Now, let us look into the weekly retention rates of these acquisition cohorts. Refer fig.5 –
1) We have stable retention rates for all cohorts until 4th week of 1st cohort, 3rd week of 2nd cohort, 2nd week of 3rd cohort where we see a slight surge before dropping in the second last week and sharply dropping in the last week of all cohorts.
2) The upsurge is probably because of the second month beginning.
3) The sharp retention drops in the last week are indicative of — a) Insufficient data: The data has only 5 days of records for this week excluding a Friday and Saturday but the data also has 1st cohort comprising of 4 days boasting of highest acquisition and retention sans a Sunday. b) Again, may be a deal coming to a closure or also the beginning of important year end vacation where chances of food ordering could reduce. But then, food ordering by new year’s eve should increase.

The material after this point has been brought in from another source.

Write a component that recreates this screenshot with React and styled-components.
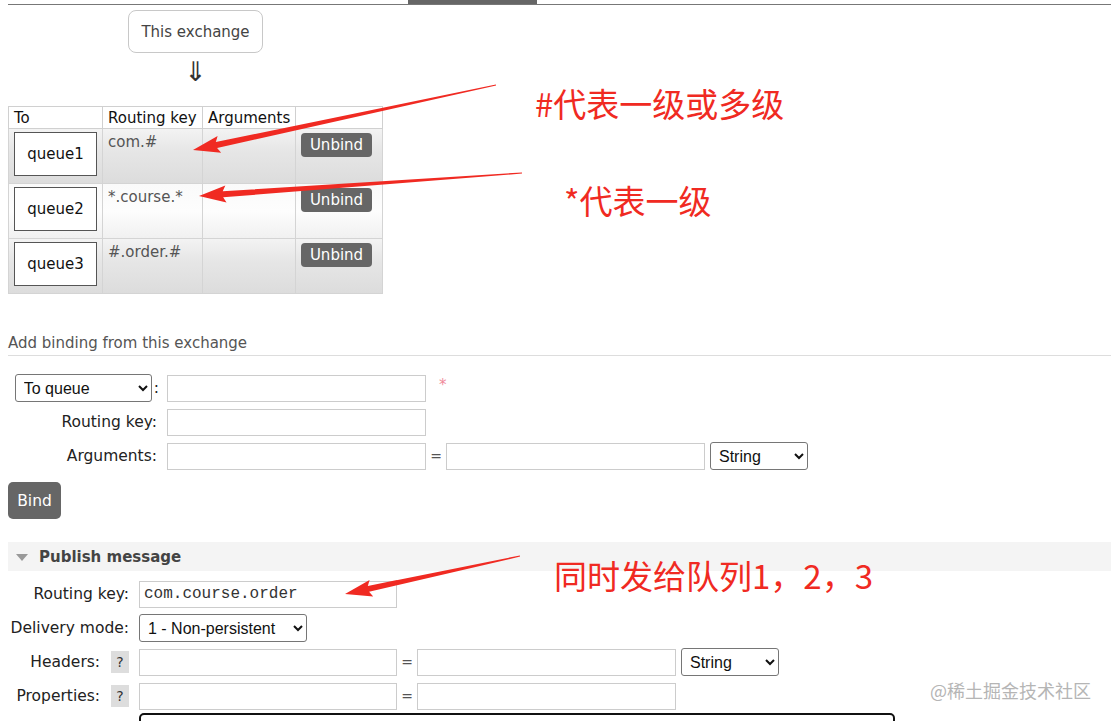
import React from 'react';
import styled, { createGlobalStyle } from 'styled-components';

const GlobalStyle = createGlobalStyle`
  html, body {
    margin: 0;
    padding: 0;
    background: #fff;
  }
  body {
    font-family: "DejaVu Sans", Verdana, sans-serif;
    color: #222;
    overflow: hidden;
  }
`;

const bindings = [
  { queue: 'queue1', key: 'com.#', shade: 'dark' },
  { queue: 'queue2', key: '*.course.*', shade: 'light' },
  { queue: 'queue3', key: '#.order.#', shade: 'dark' },
];

const notes = [
  { text: '#代表一级或多级', x: 535, y: 81 },
  { text: '*代表一级', x: 564, y: 178 },
  { text: '同时发给队列1，2，3', x: 554, y: 553 },
];

const arrows = [
  { from: [496, 85], to: [193, 150] },
  { from: [522, 173], to: [199, 196] },
  { from: [520, 556], to: [345, 594] },
];

function arrowPoints([tx, ty], [hx, hy]) {
  const len = Math.hypot(hx - tx, hy - ty);
  const dx = (hx - tx) / len;
  const dy = (hy - ty) / len;
  const nx = -dy;
  const ny = dx;
  const bx = hx - dx * 24;
  const by = hy - dy * 24;
  const pt = (x, y, w) => `${x + nx * w},${y + ny * w}`;
  return [
    pt(tx, ty, 0.6),
    pt(bx, by, 3),
    pt(bx - dx * 3, by - dy * 3, 8.5),
    `${hx},${hy}`,
    pt(bx - dx * 3, by - dy * 3, -8.5),
    pt(bx, by, -3),
    pt(tx, ty, -0.6),
  ].join(' ');
}

export default function App() {
  return (
    <Page>
      <GlobalStyle />
      <TopNav>
        <NavTab />
      </TopNav>

      <ExchangeBox>This exchange</ExchangeBox>
      <DownArrow>⇓</DownArrow>

      <BindingTable>
        <thead>
          <tr>
            <Th $w={94}>To</Th>
            <Th $w={100}>Routing key</Th>
            <Th $w={93}>Arguments</Th>
            <Th $w={87}></Th>
          </tr>
        </thead>
        <tbody>
          {bindings.map((b) => (
            <BindRow key={b.queue} $shade={b.shade}>
              <Td>
                <QueueBox>{b.queue}</QueueBox>
              </Td>
              <Td>
                <KeyText>{b.key}</KeyText>
              </Td>
              <Td></Td>
              <Td>
                <SmallButton>Unbind</SmallButton>
              </Td>
            </BindRow>
          ))}
        </tbody>
      </BindingTable>

      <SectionTitle>Add binding from this exchange</SectionTitle>

      <Form $top={18}>
        <Row>
          <Label $w={159}>
            <Select $w={137}>
              <option>To queue</option>
            </Select>
            <Colon>:</Colon>
          </Label>
          <Input $w={259} />
          <Required>*</Required>
        </Row>
        <Row>
          <Label $w={159}>Routing key:</Label>
          <Input $w={259} />
        </Row>
        <Row>
          <Label $w={159}>Arguments:</Label>
          <Input $w={259} />
          <Equals>=</Equals>
          <Input $w={259} />
          <Select $w={98} $ml={5}>
            <option>String</option>
          </Select>
        </Row>
      </Form>

      <BigButton>Bind</BigButton>

      <PublishHeader>
        <Triangle />
        Publish message
      </PublishHeader>

      <Form $top={9}>
        <Row>
          <Label $w={131}>Routing key:</Label>
          <Input $w={258} $mono defaultValue="com.course.order" />
        </Row>
        <Row>
          <Label $w={131}>Delivery mode:</Label>
          <Select $w={168}>
            <option>1 - Non-persistent</option>
          </Select>
        </Row>
        <Row>
          <Label $w={131}>
            Headers: <Help>?</Help>
          </Label>
          <Input $w={258} />
          <Equals>=</Equals>
          <Input $w={259} />
          <Select $w={98} $ml={5}>
            <option>String</option>
          </Select>
        </Row>
        <Row>
          <Label $w={131}>
            Properties: <Help>?</Help>
          </Label>
          <Input $w={258} />
          <Equals>=</Equals>
          <Input $w={259} />
        </Row>
        <Row>
          <Label $w={131}></Label>
          <Payload />
        </Row>
      </Form>

      <Overlay width="1111" height="721">
        {arrows.map((a, i) => (
          <polygon key={i} points={arrowPoints(a.from, a.to)} fill="#f02a22" />
        ))}
      </Overlay>
      {notes.map((n) => (
        <Note key={n.text} style={{ left: n.x, top: n.y }}>
          {n.text}
        </Note>
      ))}
      <Watermark>@稀土掘金技术社区</Watermark>
    </Page>
  );
}

const Page = styled.div`
  position: relative;
  width: 1111px;
  height: 721px;
  overflow: hidden;
  padding-left: 8px;
  box-sizing: border-box;
`;

const TopNav = styled.div`
  height: 4px;
  border-bottom: 1px solid #777;
`;

const NavTab = styled.div`
  margin-left: 400px;
  width: 129px;
  height: 4px;
  background: #666;
`;

const ExchangeBox = styled.div`
  margin: 5px 0 0 120px;
  width: 135px;
  height: 43px;
  box-sizing: border-box;
  border: 1px solid #c8c8c8;
  border-radius: 8px;
  display: flex;
  align-items: center;
  justify-content: center;
  font-size: 15px;
  color: #444;
`;

const DownArrow = styled.div`
  margin-left: 120px;
  width: 135px;
  text-align: center;
  font-size: 27px;
  line-height: 38px;
  height: 53px;
  color: #333;
`;

const BindingTable = styled.table`
  border-collapse: collapse;
  table-layout: fixed;
  width: 374px;
  font-size: 15px;
  border: 1px solid #d0d0d0;
`;

const Th = styled.th`
  width: ${(p) => p.$w}px;
  height: 22px;
  padding: 0 5px;
  text-align: left;
  font-weight: normal;
  color: #111;
  border: 1px solid #d0d0d0;
  box-sizing: border-box;
  background: #fff;
  white-space: nowrap;
  overflow: hidden;
`;

const BindRow = styled.tr`
  background: ${(p) =>
    p.$shade === 'dark'
      ? 'linear-gradient(#f3f3f3, #e6e6e6 40%, #dcdcdc)'
      : 'linear-gradient(#fafafa, #fdfdfd 50%, #f0f0f0)'};
`;

const Td = styled.td`
  height: 55px;
  padding: 3px 5px;
  vertical-align: top;
  border: 1px solid #d4d4d4;
  box-sizing: border-box;
`;

const QueueBox = styled.div`
  width: 83px;
  height: 44px;
  box-sizing: border-box;
  border: 1px solid #555;
  background: #fff;
  display: flex;
  align-items: center;
  justify-content: center;
  color: #111;
`;

const KeyText = styled.div`
  color: #555;
  line-height: 20px;
`;

const SmallButton = styled.button`
  margin-top: 1px;
  width: 71px;
  height: 24px;
  border: none;
  border-radius: 4px;
  background: #666;
  color: #fff;
  font-family: inherit;
  font-size: 15px;
  padding: 0;
`;

const SectionTitle = styled.div`
  margin-top: 40px;
  font-size: 15px;
  color: #555;
  padding-bottom: 3px;
  border-bottom: 1px solid #ddd;
  line-height: 18px;
`;

const Form = styled.div`
  margin-top: ${(p) => p.$top}px;
  display: flex;
  flex-direction: column;
  gap: 6px;
`;

const Row = styled.div`
  display: flex;
  align-items: center;
  height: 28px;
`;

const Label = styled.div`
  width: ${(p) => p.$w}px;
  box-sizing: border-box;
  flex-shrink: 0;
  display: flex;
  align-items: center;
  justify-content: flex-end;
  padding-right: 10px;
  font-size: 15.5px;
  color: #222;
  white-space: pre;
`;

const Colon = styled.span`
  margin-left: 2px;
  margin-right: -2px;
`;

const Select = styled.select`
  width: ${(p) => p.$w}px;
  height: 28px;
  margin-left: ${(p) => p.$ml || 0}px;
  font-family: "Liberation Sans", Arial, sans-serif;
  font-size: 16px;
  color: #111;
  border: 1px solid #767676;
  border-radius: 3px;
  background: #fff;
  padding: 0 4px;
`;

const Input = styled.input`
  width: ${(p) => p.$w}px;
  height: 27px;
  box-sizing: border-box;
  border: 1px solid #ccc;
  padding: 0 4px;
  font-family: ${(p) => (p.$mono ? '"Liberation Mono", "Courier New", monospace' : 'inherit')};
  font-size: ${(p) => (p.$mono ? '16px' : '14px')};
  color: #333;
  outline: none;
`;

const Required = styled.span`
  margin-left: 13px;
  color: #f08a9a;
  font-size: 15px;
  align-self: flex-start;
  margin-top: 2px;
`;

const Equals = styled.span`
  width: 20px;
  text-align: center;
  color: #555;
  font-size: 14px;
`;

const BigButton = styled.button`
  margin-top: 12px;
  width: 53px;
  height: 37px;
  border: none;
  border-radius: 5px;
  background: #666;
  color: #fff;
  font-family: inherit;
  font-size: 15.5px;
  padding: 0;
  display: block;
`;

const PublishHeader = styled.div`
  margin-top: 23px;
  height: 29px;
  background: #f4f4f4;
  display: flex;
  align-items: center;
  font-weight: bold;
  font-size: 15px;
  color: #444;
`;

const Triangle = styled.span`
  width: 0;
  height: 0;
  margin: 2px 11px 0 8px;
  border-left: 6px solid transparent;
  border-right: 6px solid transparent;
  border-top: 7px solid #999;
`;

const Help = styled.span`
  display: inline-flex;
  align-items: center;
  justify-content: center;
  margin-left: 6px;
  width: 18px;
  height: 22px;
  background: #ddd;
  color: #333;
  font-size: 14px;
`;

const Payload = styled.div`
  width: 756px;
  height: 60px;
  margin-top: 26px;
  box-sizing: border-box;
  border: 2px solid #111;
  border-radius: 5px;
  flex-shrink: 0;
`;

const Overlay = styled.svg`
  position: absolute;
  left: 0;
  top: 0;
  pointer-events: none;
`;

const Note = styled.div`
  position: absolute;
  font-family: "Noto Sans CJK SC", "Noto Sans", sans-serif;
  font-size: 33px;
  line-height: 44px;
  color: #f02a22;
  white-space: nowrap;
`;

const Watermark = styled.div`
  position: absolute;
  left: 930px;
  top: 677px;
  font-family: "Noto Sans CJK SC", sans-serif;
  font-size: 18px;
  color: #b5b5b5;
  white-space: nowrap;
`;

May be, we can conclude that weekly analysis to find out main trends pertaining to a specific service isn’t the best way to understand trends. It would be interesting to note the behavior assuming there is no deal running. Or more data can corroborate the fact that there is always an upsurge of transactions when the month starts. How is traffic impacted when there are cultural holidays or sudden events that are instrumental in diminishing food ordering?
We tried answering some obvious questions with the help of available data and the tools used for this analysis only to understand cohort analysis and how useful it is for user growth and retention. Perhaps, that’s exactly why it is a very important and must have report for any product alive and kicking in the market.